** Start Data lines **
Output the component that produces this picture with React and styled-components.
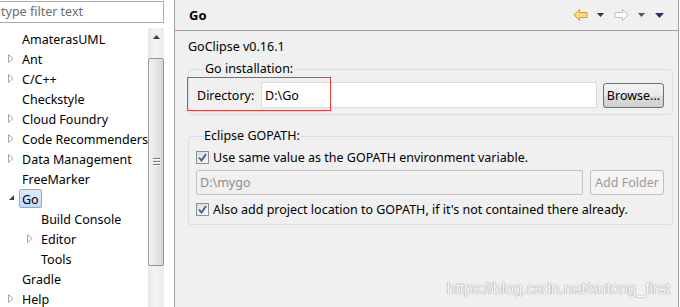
import React from 'react'
import styled, { createGlobalStyle } from 'styled-components'

const GlobalStyle = createGlobalStyle`
  html, body {
    margin: 0;
    padding: 0;
    background: #ffffff;
  }
  #root {
    width: 680px;
    height: 307px;
    overflow: hidden;
  }
`

const font = `'Noto Sans', 'DejaVu Sans', sans-serif`

const Window = styled.div`
  display: flex;
  width: 680px;
  height: 307px;
  font-family: ${font};
  font-size: 12px;
  color: #000;
  background: #fff;
  position: relative;
`

const LeftPane = styled.div`
  width: 174px;
  flex: none;
  display: flex;
  flex-direction: column;
  background: #fff;
`

const Filter = styled.div`
  width: 164px;
  height: 22px;
  margin-top: 1px;
  box-sizing: border-box;
  border: 1px solid #abadb3;
  border-left: none;
  color: #6d6d6d;
  font-size: 12.5px;
  line-height: 20px;
  padding-left: 1px;
`

const TreeArea = styled.div`
  display: flex;
  margin-top: 5px;
  flex: 1;
  min-height: 0;
`

const Tree = styled.div`
  width: 148px;
  flex: none;
  overflow: hidden;
`

const Row = styled.div`
  height: 20px;
  display: flex;
  align-items: center;
  padding-left: ${p => (p.$child ? 41 : 22)}px;
  position: relative;
  white-space: nowrap;
  font-size: 12.5px;
`

const Twisty = styled.span`
  position: absolute;
  left: ${p => p.$left}px;
  top: 6px;
  display: flex;
`

const ItemLabel = styled.span`
  padding: 0 2px;
  margin-left: -3px;
  height: 19px;
  line-height: 19px;
  box-sizing: border-box;
  border: 1px solid ${p => (p.$selected ? '#84acdd' : 'transparent')};
  border-radius: 2px;
  background: ${p => (p.$selected ? 'linear-gradient(#dcebfc, #c1dbfc)' : 'none')};
`

const ScrollBar = styled.div`
  width: 16px;
  flex: none;
  display: flex;
  flex-direction: column;
  background: linear-gradient(to right, #e8e8e8, #f3f3f3 40%, #ebebeb);
`

const ScrollArrow = styled.div`
  height: 30px;
  display: flex;
  justify-content: center;
  padding-top: 7px;
  box-sizing: border-box;
`

const Thumb = styled.div`
  height: 208px;
  box-sizing: border-box;
  border: 1px solid #979797;
  border-radius: 2px;
  background: linear-gradient(to right, #f2f2f2, #e6e6e6 50%, #d5d5d5);
  display: flex;
  align-items: center;
  justify-content: center;
`

const Grip = styled.div`
  width: 7px;
  display: flex;
  flex-direction: column;
  gap: 1px;
  & span {
    height: 1px;
    background: #777;
    border-bottom: 1px solid #fff;
  }
`

const RightPane = styled.div`
  flex: 1;
  display: flex;
  flex-direction: column;
  background: #f0f0f0;
  border-left: 1px solid #a0a0a0;
  border-right: 1px solid #a0a0a0;
  margin-right: 1px;
`

const Header = styled.div`
  height: 31px;
  box-sizing: border-box;
  border-bottom: 1px solid #a0a0a0;
  display: flex;
  align-items: center;
  padding-left: 14px;
  padding-right: 14px;
`

const Title = styled.div`
  font-weight: bold;
  font-size: 13px;
  flex: 1;
`

const Tools = styled.div`
  display: flex;
  align-items: center;
`

const Content = styled.div`
  padding: 8px 5px 0 13px;
  display: flex;
  flex-direction: column;
`

const Version = styled.div`
  height: 16px;
  line-height: 16px;
  font-size: 12.5px;
`

const Group = styled.fieldset`
  margin: ${p => p.$top}px 0 0 0;
  padding: ${p => p.$pad};
  border: 1px solid #d5dfe5;
  border-radius: 3px;
  min-width: 0;
  position: relative;
  & > legend {
    padding: 0 1px;
    margin-left: 7px;
    font-size: 12.5px;
    line-height: 16px;
  }
`

const FieldRow = styled.div`
  display: flex;
  align-items: center;
  gap: ${p => p.$gap || 6}px;
  margin-top: ${p => p.$mt || 0}px;
`

const Label = styled.span`
  width: 58px;
  font-size: 12.5px;
`

const TextBox = styled.div`
  flex: 1;
  height: ${p => p.$h || 26}px;
  box-sizing: border-box;
  border: 1px solid ${p => (p.$disabled ? '#c3c3c3' : '#dcdcdc')};
  border-radius: ${p => (p.$disabled ? 2 : 0)}px;
  background: ${p => (p.$disabled ? '#f0f0f0' : '#fff')};
  color: ${p => (p.$disabled ? '#8d8d8d' : '#000')};
  font-size: 12.5px;
  display: flex;
  align-items: center;
  padding-left: 3px;
`

const Button = styled.div`
  width: ${p => p.$w}px;
  height: 25px;
  box-sizing: border-box;
  border: 1px solid ${p => (p.$disabled ? '#bfbfbf' : '#707070')};
  border-radius: 3px;
  background: ${p =>
    p.$disabled ? '#f4f4f4' : 'linear-gradient(#f2f2f2 0%, #ebebeb 50%, #dddddd 51%, #cfcfcf 100%)'};
  color: ${p => (p.$disabled ? '#9a9a9a' : '#000')};
  font-size: 12.5px;
  display: flex;
  align-items: center;
  justify-content: center;
  flex: none;
`

const CheckRow = styled.div`
  display: flex;
  align-items: center;
  gap: 4px;
  height: 18px;
  margin-top: ${p => p.$mt || 0}px;
  font-size: 12.5px;
  white-space: nowrap;
`

const Box = styled.span`
  width: 13px;
  height: 13px;
  box-sizing: border-box;
  border: 1px solid #8e8f8f;
  background: linear-gradient(135deg, #dcdcdc, #fbfbfb);
  display: flex;
  align-items: center;
  justify-content: center;
  flex: none;
`

const Highlight = styled.div`
  position: absolute;
  left: -2px;
  top: 0;
  width: 144px;
  height: 34px;
  box-sizing: border-box;
  border: 1.5px solid #f03c3c;
  pointer-events: none;
`

const Watermark = styled.div`
  position: absolute;
  right: 10px;
  bottom: 9px;
  font-family: 'Liberation Sans', Arial, sans-serif;
  font-size: 16px;
  color: #fbfbfb;
  text-shadow: 0 0 1px #8c8c8c, 0 0 1px #a0a0a0;
  letter-spacing: -0.2px;
`

const Arrow = ({ dir, fill, stroke }) => (
  <svg width="15" height="12" viewBox="0 0 15 12">
    <path
      d={
        dir === 'left'
          ? 'M1 6 L6.5 0.5 L6.5 3.5 L14 3.5 L14 8.5 L6.5 8.5 L6.5 11.5 Z'
          : 'M14 6 L8.5 0.5 L8.5 3.5 L1 3.5 L1 8.5 L8.5 8.5 L8.5 11.5 Z'
      }
      fill={fill}
      stroke={stroke}
      strokeWidth="1"
      strokeLinejoin="round"
    />
  </svg>
)

const Drop = ({ color = '#333', w = 7, h = 4, ml = 9, mr = 10 }) => (
  <svg width={w} height={h} viewBox={`0 0 ${w} ${h}`} style={{ marginLeft: ml, marginRight: mr }}>
    <path d={`M0 0 L${w} 0 L${w / 2} ${h} Z`} fill={color} />
  </svg>
)

const Tri = ({ open }) =>
  open ? (
    <svg width="7" height="7" viewBox="0 0 7 7">
      <path d="M6 1 L6 6 L1 6 Z" fill="#404040" />
    </svg>
  ) : (
    <svg width="6" height="9" viewBox="0 0 6 9">
      <path d="M0.5 0.5 L5 4.5 L0.5 8.5 Z" fill="#fff" stroke="#a6a6a6" />
    </svg>
  )

const CheckMark = () => (
  <svg width="9" height="9" viewBox="0 0 9 9">
    <path d="M1 4.5 L3.5 7.5 L8 1" fill="none" stroke="#3d5a98" strokeWidth="1.8" />
  </svg>
)

const items = [
  { label: 'AmaterasUML' },
  { label: 'Ant', twisty: true },
  { label: 'C/C++', twisty: true },
  { label: 'Checkstyle' },
  { label: 'Cloud Foundry', twisty: true },
  { label: 'Code Recommenders', twisty: true },
  { label: 'Data Management', twisty: true },
  { label: 'FreeMarker' },
  { label: 'Go', open: true, selected: true },
  { label: 'Build Console', child: true },
  { label: 'Editor', child: true, twisty: true },
  { label: 'Tools', child: true },
  { label: 'Gradle' },
  { label: 'Help', twisty: true },
]

const App = () => (
  <Window>
    <GlobalStyle />
    <LeftPane>
      <Filter>type filter text</Filter>
      <TreeArea>
        <Tree>
          {items.map(it => (
            <Row key={it.label} $child={it.child}>
              {(it.twisty || it.open) && (
                <Twisty $left={it.child ? 27 : 8}>
                  <Tri open={it.open} />
                </Twisty>
              )}
              <ItemLabel $selected={it.selected}>{it.label}</ItemLabel>
            </Row>
          ))}
        </Tree>
        <ScrollBar>
          <ScrollArrow>
            <svg width="7" height="4" viewBox="0 0 7 4">
              <path d="M0 4 L7 4 L3.5 0 Z" fill="#3c3c3c" />
            </svg>
          </ScrollArrow>
          <Thumb>
            <Grip>
              <span />
              <span />
              <span />
            </Grip>
          </Thumb>
        </ScrollBar>
      </TreeArea>
    </LeftPane>
    <RightPane>
      <Header>
        <Title>Go</Title>
        <Tools>
          <Arrow dir="left" fill="#fcd98a" stroke="#d49a22" />
          <Drop />
          <Arrow dir="right" fill="#fff" stroke="#bdbdbd" />
          <Drop color="#555" />
          <Drop w={9} h={5} ml={0} mr={0} color="#3a2a6a" />
        </Tools>
      </Header>
      <Content>
        <Version>GoClipse v0.16.1</Version>
        <Group $top={6} $pad="5px 8px 6px 8px">
          <legend>Go installation:</legend>
          <FieldRow>
            <Label>Directory:</Label>
            <TextBox>D:\Go</TextBox>
            <Button $w={61}>Browse...</Button>
          </FieldRow>
          <Highlight />
        </Group>
        <Group $top={13} $pad="4px 8px 6px 7px">
          <legend>Eclipse GOPATH:</legend>
          <CheckRow>
            <Box>
              <CheckMark />
            </Box>
            Use same value as the GOPATH environment variable.
          </CheckRow>
          <FieldRow $gap={7} $mt={4}>
            <TextBox $disabled $h={25}>
              D:\mygo
            </TextBox>
            <Button $w={74} $disabled>
              Add Folder
            </Button>
          </FieldRow>
          <CheckRow $mt={5}>
            <Box>
              <CheckMark />
            </Box>
            Also add project location to GOPATH, if it's not contained there already.
          </CheckRow>
        </Group>
      </Content>
    </RightPane>
    <Watermark>https://blog.csdn.net/sutong_first</Watermark>
  </Window>
)

export default App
** End Data lines **
#### [Goal]
Check the data for the word "components" and pull out the lines that have it.

#### [Solution for this problem]
Output the component that produces this picture with React and styled-components.
import styled, { createGlobalStyle } from 'styled-components'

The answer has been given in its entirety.